Well it’s a lot thicker than I thought it would be (15.5mm), yet it’s still a well designed handset. It sports a large 3.2-inch TFT touchscreen (320 x 640 pixels, 16M colors) that’s very clearly visible even in broad daylight. The three keys located at the bottom utilize simple functionality – Call take and answer and the middle key is quick access to the menu. A small touch sensitive key, located just under the VGA video call camera above the display is for quick access to what Nokia calls the Multimedia Bar.

 
Nokia has used a micro USB port for USB 2.0 connectivity and a 3.5mm standard earphone socket for audio and TV out (cables provided). These ports along with a charging socket and the power button are located on top (well placed). On one side of the handset are two concealed hot swap slots for both the SIM card as well as the 8GB microSD that’s included. A dedicated camera key, slide lock for the display and volume/Zoom keys are all located on the other side with the 3.2 megapixel camera and dual LED flash on the rear.

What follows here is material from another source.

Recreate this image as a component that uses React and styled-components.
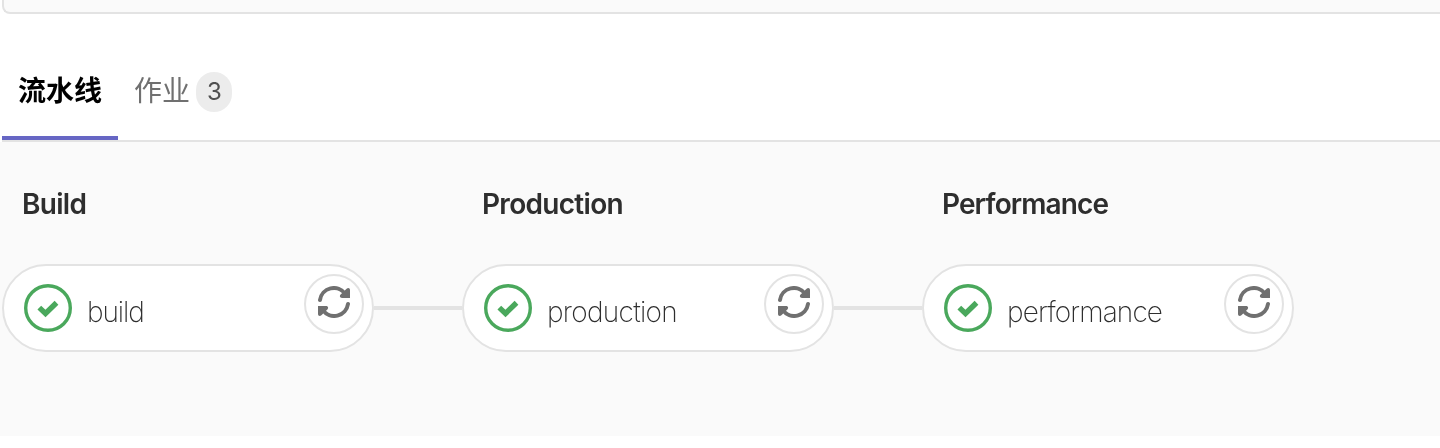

I did find the color a bit odd with the maroon-ish shading for the border and a thin red line running around the handset. A Blue model is also available. I just hope the border is not the same. The handset also comes with a stylus that I’m not sure if I like or dislike because of its sharp edgy style. Other packaged accessories include a ‘plectrum’ like stylus attached to the loop for handset and a stand to prop up the phone when watching videos.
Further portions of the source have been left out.